De fait, quoique très couramment utilisée aujourd’hui en politique, la notion de bonne gouvernance est d’origine économique, spécialement de la gestion des entreprises, et ce n’est que tardivement qu’elle entre dans la gouvernance politique. (Bakkour 2013:14). Elle fut d’abord utilisée dans la restructuration des entreprises américaines en mettant en place des mécanismes pour assurer la surveillance et la transparence dans la gestion de l’entreprise. Or, ce modèle économique s’est inspiré du néolibéralisme qui vise l’efficacité et le rendement, sans nécessairement se soucier de l’impact de l’économique sur des droits économiques et sociaux. De plus, cette importation du néolibéralisme économique en politique met l’Etat sous tutelle du secteur privé et fait de lui dépendant de la logique du profit. Comme l’écrit Tino Raphaël Toupane, « l’apologie du néolibéralisme et des vertus du marché sous-jacente à la notion de gouvernance valorise de manière naïve les autres acteurs en dehors de l’Etat et les vertus du secteur privé ». (Toupane 2009:105).

Prise dans ce sens, la « bonne gouvernance » peut être une menace pour une certaine catégorie des droits de l’homme. Ainsi, il ne suffit pas, comme le proposent la plupart des institutions, de remplir les critères de la bonne gouvernance pour que tous les droits de l’homme soient nécessairement respectés et promus. Si certains d’entre eux peuvent l’être (notamment ceux relatifs à l’expression et à la participation), d’autres ne le sont pas nécessairement à cause de l’idéal recherché par la bonne gouvernance : la poursuite effrénée de rendement et d’efficacité dans l’entreprise. 

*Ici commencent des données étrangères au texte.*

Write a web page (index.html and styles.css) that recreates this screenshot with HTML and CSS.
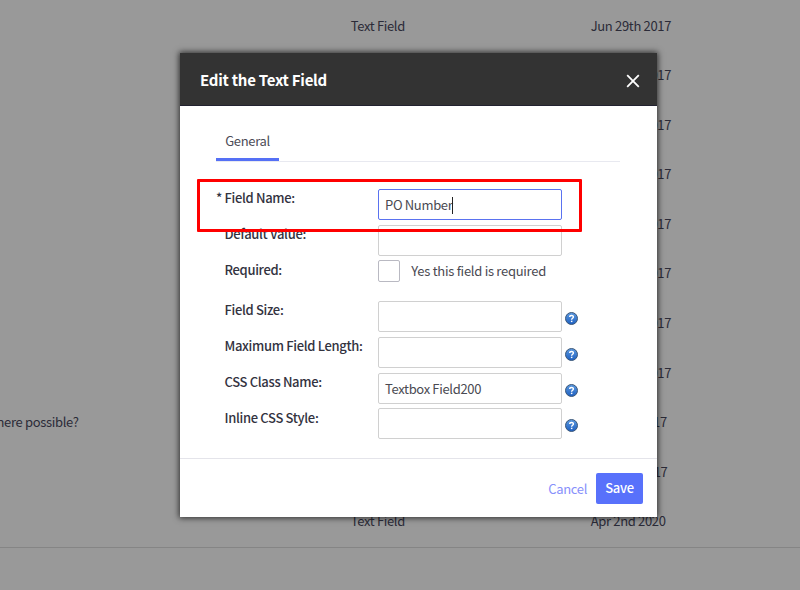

C’est pourquoi, pour y faire face,  les droits de l’homme doivent jouer leur rôle de contestation et de légitimation. C’est ce même rôle qui est reconnu à la charte des droits fondamentaux de l’Accord d’Arusha et la Loi fondamentale, dont le projet sociétal est d’édifier une communauté politique paisible et réconciliée, où les libertés et droits de chacun sont promus et respectés.